Andrew: Hi Rebecca, great question. The negative association with internships that currently dominates media discussions around them is something we are constantly trying to challenge at Inspiring. The key to avoiding negative coverage is, of course, to ensure an internship meets best practice standards.

Best practice includes: ensuring the voluntary intern is not replacing a paid worker, putting time and effort into structuring the placement so that the intern is learning about a role/organisation and not just doing basic admin tasks, offering regular support, feedback and advice, and, if it is a graduate internship, offering the potential to progress to a permanent position. Doing all of these things will ensure the internship is a positive experience for the intern and they will be gaining hugely from it. This also encourages buy-in from the student or graduate to both the internship programme and the organisation, potentially providing you with a very powerful advocate (particularly if the intern in question is active on social media).

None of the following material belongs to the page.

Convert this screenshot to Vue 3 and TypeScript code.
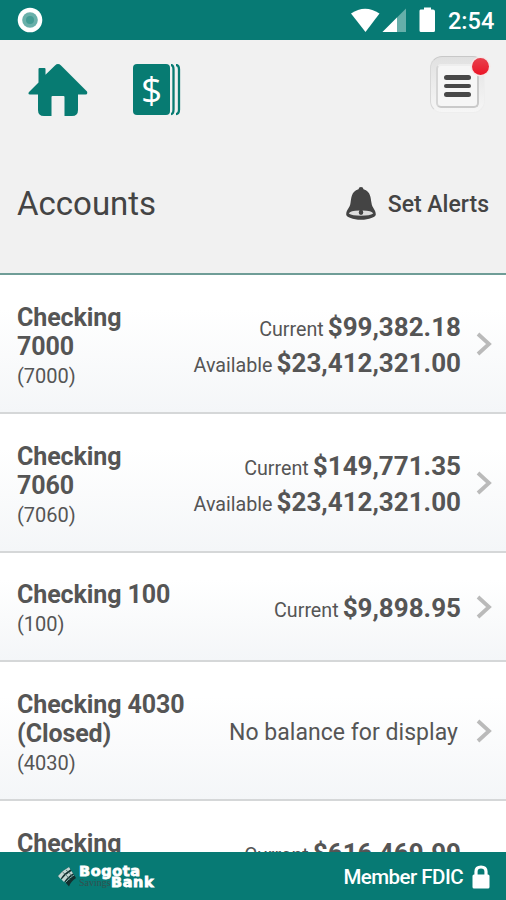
<script setup lang="ts">
interface Balance {
  label: string
  amount: string
}
interface Account {
  name: string[]
  number: string
  balances: Balance[]
}

const accounts: Account[] = [
  {
    name: ['Checking', '7000'],
    number: '(7000)',
    balances: [
      { label: 'Current', amount: '$99,382.18' },
      { label: 'Available', amount: '$23,412,321.00' },
    ],
  },
  {
    name: ['Checking', '7060'],
    number: '(7060)',
    balances: [
      { label: 'Current', amount: '$149,771.35' },
      { label: 'Available', amount: '$23,412,321.00' },
    ],
  },
  { name: ['Checking 100'], number: '(100)', balances: [{ label: 'Current', amount: '$9,898.95' }] },
  { name: ['Checking 4030', '(Closed)'], number: '(4030)', balances: [] },
]
const next: Balance = { label: 'Current', amount: '$616,469.99' }
</script>

<template>
  <div class="screen">
    <div class="status">
      <svg class="record" width="26" height="26" viewBox="0 0 26 26">
        <circle cx="13" cy="13" r="12.3" fill="#fff" />
        <circle cx="13" cy="13" r="7.8" fill="#69b0aa" />
        <circle cx="13" cy="13" r="4" fill="#439c94" />
      </svg>
      <svg class="signals" width="86" height="28" viewBox="0 0 86 28">
        <path d="M1 7.500Q15-2 29.500 7.500L15.500 26Z" fill="#fff" />
        <path d="M32.500 26L56 2.500V26Z" fill="#66afaa" />
        <path d="M32.500 26L47 11.500V26Z" fill="#fff" />
        <path d="M70.500 3.500H74V1.500H81V3.500H83Q85 3.500 85 5.500V24.500Q85 26 83.500 26H71Q69.500 26 69.500 24.500V5Q69.500 3.500 70.500 3.500Z" fill="#fff" />
      </svg>
      <span class="clock">2:54</span>
    </div>

    <header class="toolbar">
      <nav class="nav">
        <svg class="home" width="60" height="54" viewBox="0 0 60 54">
          <path
            d="M10.500 5Q10.500 4 11.500 4H16.500Q17.500 4 17.500 5V10.700L27 1.500Q30 -1.300 33 1.500L59 27.500Q60 30.500 57.500 30.500H50V46Q50 52 44 52H36.500V33Q36.500 32 35.500 32H24.500Q23.500 32 23.500 33V52H16Q10 52 10 46V30.500H2Q-.5 30.500 1 28L10.500 18.500Z"
            fill="#077b72"
          />
        </svg>
        <svg class="money" width="48" height="52" viewBox="0 0 48 52">
          <rect x="0" y="0" width="37" height="51" rx="4" fill="#077b72" />
          <path d="M38 1Q40.500 1 40.500 5.500V45.500Q40.500 50 38 50M43 1Q46 1 46 5.500V45.500Q46 50 43 50" fill="none" stroke="#077b72" stroke-width="2.300" />
          <text x="18.500" y="38.500" text-anchor="middle" class="dollar">$</text>
        </svg>
      </nav>
      <div class="menu">
        <div class="menu-face">
          <i></i><i></i><i></i>
        </div>
        <b class="dot"></b>
      </div>
    </header>

    <div class="title-bar">
      <h1>Accounts</h1>
      <div class="alerts">
        <svg width="30" height="33" viewBox="0 0 30 33">
          <path d="M15 0Q17.300 0 17.500 2.200C25 4.500 24.500 11 25.500 16C26 21 29.800 22.500 29.800 27.500C29.800 30 23 32.800 15 32.800S.2 30 .2 27.500C.2 22.500 4 21 4.500 16C5.500 11 5 4.500 12.500 2.200Q12.700 0 15 0Z" fill="#444" />
          <path d="M2.800 26.600Q4 23.500 13.500 23.500Q12 27.500 15 27.500T16.500 23.500Q26 23.500 27.200 26.600Q24 28.800 15 28.800T2.800 26.600Z" fill="#ddd" />
          <circle cx="15" cy="25.500" r="2.200" fill="#444" />
        </svg>
        <span>Set Alerts</span>
      </div>
    </div>

    <main class="list">
      <div v-for="a in accounts" :key="a.number" class="row" :class="{ single: a.name.length === 1 }">
        <div class="who">
          <div v-for="line in a.name" :key="line" class="name">{{ line }}</div>
          <div class="number">{{ a.number }}</div>
        </div>
        <div class="balances">
          <div v-for="b in a.balances" :key="b.label" class="balance">
            <span class="label">{{ b.label }}</span><span class="amount">{{ b.amount }}</span>
          </div>
          <div v-if="!a.balances.length" class="none">No balance for display</div>
        </div>
        <svg class="chevron" width="16" height="24" viewBox="0 0 16 24">
          <path d="M2 2L13 12L2 22" fill="none" stroke="#bababa" stroke-width="3.800" />
        </svg>
      </div>
      <div class="row next">
        <div class="name">Checking</div>
        <div class="balance">
          <span class="label">{{ next.label }}</span><span class="amount">{{ next.amount }}</span>
        </div>
      </div>
    </main>

    <footer class="footer">
      <div class="brand">
        <svg width="18" height="20" viewBox="0 0 18 20">
          <path d="M0 9Q5 3 11 0Q14 5 18 11Q13 14 11 19.500Q6 13 0 9Z" fill="#132f2e" />
          <path d="M0 9Q5 3 11 0L12.500 2.500Q6 6 2.500 12ZM3.500 12.500Q8 7 13.500 4L15 6.500Q10 9 6 15Z" fill="#c3d6d3" />
          <path d="M7.500 15.500Q11 11 16 8" stroke="#7fb3ae" stroke-width="1" fill="none" />
          <path d="M4.500 5Q9 8 12 13M8 3Q12 6 15 10" stroke="#3f6664" stroke-width="0.800" fill="none" />
        </svg>
        <div class="brand-text">
          <div class="brand-top">Bogota</div>
          <div class="brand-bottom"><span class="savings">Savings</span><span class="bank">Bank</span></div>
        </div>
      </div>
      <div class="member">
        <span>Member FDIC</span>
        <svg width="18" height="24" viewBox="0 0 18 24">
          <path d="M4 11V6.500Q4 2 9 2T14 6.500V11" fill="none" stroke="#fff" stroke-width="3.200" />
          <rect x="0.500" y="9.500" width="17" height="14" rx="1.500" fill="#fff" />
        </svg>
      </div>
    </footer>
  </div>
</template>

<style>
body {
  margin: 0;
}
</style>

<style scoped>
.screen {
  width: 506px;
  height: 900px;
  display: flex;
  flex-direction: column;
  overflow: hidden;
  background: #f1f1f1;
  color: #555;
  font-family: Roboto, "Liberation Sans", sans-serif;
}
.status {
  height: 40px;
  flex: none;
  box-sizing: border-box;
  padding: 0 12px 0 17px;
  display: flex;
  align-items: center;
  background: #077a74;
}
.signals {
  margin: 0 12px 0 auto;
}
.clock {
  width: 46px;
  color: #fff;
  font-size: 23.500px;
  font-weight: 500;
  line-height: 28px;
  padding-top: 2px;
}
.toolbar {
  height: 95px;
  box-sizing: border-box;
  flex: none;
  display: flex;
  justify-content: space-between;
  align-items: flex-start;
  padding: 16px 20px 0 28px;
}
.nav {
  display: flex;
  gap: 45px;
  padding-top: 8px;
}
.dollar {
  font-family: "Open Sans", sans-serif;
  font-size: 37px;
  font-weight: 500;
  fill: #fff;
}
.menu {
  position: relative;
  width: 55px;
  height: 57px;
  box-sizing: border-box;
  padding: 7px 6px 6px 5px;
  margin-right: 1px;
  border-radius: 12px;
  border: 1px solid #eee;
  border-top-color: #c8c8c8;
  border-left-color: #d8d8d8;
  background: linear-gradient(#e1e1e1, #ececec 50%, #f6f6f6);
}
.menu-face {
  height: 44px;
  box-sizing: border-box;
  width: 43px;
  border: 2px solid #cacaca;
  border-top-color: #eee;
  border-left-color: #d6d6d6;
  border-radius: 5px;
  background: #f6f6f6;
  display: flex;
  flex-direction: column;
  align-items: center;
  justify-content: center;
  gap: 4px;
}
.menu-face i {
  width: 27px;
  height: 4.500px;
  border-radius: 3px;
  background: #484848;
}
.dot {
  position: absolute;
  top: 1px;
  right: -5px;
  width: 17px;
  height: 17px;
  border-radius: 50%;
  background: linear-gradient(#e8404c, #eb1426);
  box-shadow: 0 0 0 1.500px #f6e6e6;
}
.title-bar {
  height: 140px;
  box-sizing: border-box;
  flex: none;
  display: flex;
  align-items: center;
  justify-content: space-between;
  padding: 0 17px 0 17px;
  border-bottom: 2px solid #6f9d97;
}
h1 {
  margin: 0;
  font-size: 33px;
  font-weight: 400;
  line-height: 40px;
  color: #444;
}
.alerts {
  display: flex;
  align-items: center;
  gap: 12px;
  font-size: 23px;
  font-weight: 500;
  color: #444;
}
.alerts svg {
  margin-top: -2px;
}
.list {
  flex: 1;
  min-height: 0;
  overflow: hidden;
}
.row {
  height: 139px;
  box-sizing: border-box;
  display: flex;
  align-items: center;
  padding: 0 14px 0 17px;
  border-bottom: 2px solid #d5d7d8;
  background: linear-gradient(#fff 25%, #f4f6f8);
}
.row.single {
  height: 109px;
}
.who {
  padding-top: 6px;
}
.name {
  font-size: 25px;
  line-height: 29px;
  font-weight: 700;
  white-space: nowrap;
  letter-spacing: -0.100px;
}
.number {
  font-size: 20px;
  line-height: 30px;
}
.balances {
  margin-left: auto;
  padding-top: 3px;
}
.balance {
  height: 36px;
  display: flex;
  align-items: baseline;
  justify-content: flex-end;
  line-height: 36px;
  white-space: nowrap;
}
.label {
  font-size: 19.700px;
  margin-right: 4px;
}
.amount {
  font-size: 26px;
  font-weight: 700;
}
.none {
  font-size: 23px;
  letter-spacing: 0.040px;
  padding-right: 3px;
}
.chevron {
  margin-left: 15px;
}
.row.next {
  height: 52px;
  align-items: flex-start;
  justify-content: space-between;
  padding: 28px 45px 0 17px;
  border: 0;
  background: #fff;
}
.row.next .balance {
  margin-top: 6px;
}
.footer {
  height: 48px;
  box-sizing: border-box;
  flex: none;
  display: flex;
  align-items: center;
  justify-content: space-between;
  padding: 2px 16px 0 58px;
  background: #077a74;
  color: #fff;
}
.brand {
  display: flex;
  align-items: center;
  gap: 3px;
}
.brand-text {
  font-family: "DejaVu Sans", sans-serif;
  font-weight: 700;
  font-size: 14.500px;
  line-height: 11px;
  letter-spacing: 0.600px;
  -webkit-text-stroke: 0.800px #fff;
}
.brand-bottom {
  display: flex;
  align-items: center;
}
.savings {
  width: 32px;
  font-family: "Liberation Serif", serif;
  font-size: 10px;
  font-weight: 400;
  letter-spacing: 0;
  color: #34504f;
  -webkit-text-stroke: 0;
}
.member {
  display: flex;
  align-items: center;
  gap: 9px;
  font-size: 20.500px;
  font-weight: 500;
  letter-spacing: -0.540px;
}
</style>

Diana: Hello there! To make it worthwhile, how long would you recommend an internship lasts?

Andrew: Hi Diana, another good question. Different people will give you different answers to that question, but at Inspiring Interns we feel three months is normally about the right length for an internship.

If the placement is well-designed and well-structured then three months gives you enough time to learn all about the different aspects of the role you are doing and also get to know the company in question and the people there. After three months we feel that you should have received enough training and gained enough experience to warrant a paid position (should the company retain your services). Of course some internships do last longer than three months – these are most beneficial if you are completing a year in industry as part of your degree. As a graduate there is no harm in interning for longer than three months but do ensure you receive suitable remuneration if you go beyond that mark. Thanks for the question!

Rebecca: Thanks Andrew. I’m confident that our internships meet best practice; we’ve worked hard over the last 2 years to ensure this. But because they are voluntary and thus unpaid, I worry they get seen in the same light as private sector organisations who don’t pay.

Andrew: Well first and foremost I strongly believe that there is a place for time-limited, expenses-only internships in the private sector that help create skills and jobs. So in this instance I don’t think a comparison with the private sector necessarily equals being seen in a bad light.

If you were to look at it from the perspective of someone opposed to unpaid internships, charities perhaps have a little more room for manoeuvre than private companies in terms of public opinion. However, the basic arguments against them (lack of access, penalise poorer candidates) still remain regardless of the status of the employing organisation.

It is therefore important to highlight what you are doing to ensure as many people as possible can undertake the positions. Are they advertised widely? Is there an open recruitment policy? Does the intern have time to undertake part-time work alongside the internship to support themselves? Are the positions just in London or are there regional opportunities as well? Doing all of these things can help counter any negativity that you are worried about experiencing. It is also worth talking to Job Centre Plus, who can support candidates on Job Seekers Allowance through an internship through the Work Experience Programme. Similarly some universities have funds to help charities and small businesses hire interns. These sources of funding could be worth investigating. Hope that helps.

Rebecca: “Well first and foremost I strongly believe that there is a place for time-limited, expenses-only internships in the private sector that help create skills and jobs” – Thank you Andrew, I completely agree with this! I wish more people did, all I seem to see in the media is the opposite.

Enkeleda: Hi! I’m an Albanian girl studying in Italy, and I would like to know more about internship/job in London.  I study financial economics, but would prefer an internship in marketing, insurance or management. Thanks.

Andrew: Hi Enkeleda, well the good news is that lots of employers are looking for people with strong language skills, so if you speak 2+ languages you have a strong starting point when applying for internships.

There are lots of opportunities in London. In the first instance I would have a search on normal job boards (e.g. Reed, TotalJobs) for positions, and also have a look on Graduate Talent Pool. This should give you an idea of the kind of roles available that you might be interested in.

Although you can apply before moving to London, you will find it easier to secure an internship if you are living here already. It just means you can be more flexible with things like interviews and start date.

Finally do make sure you get a native English speaker to check over your CV and cover letter before you send them – many employers are very strict if they spot mistakes in your application.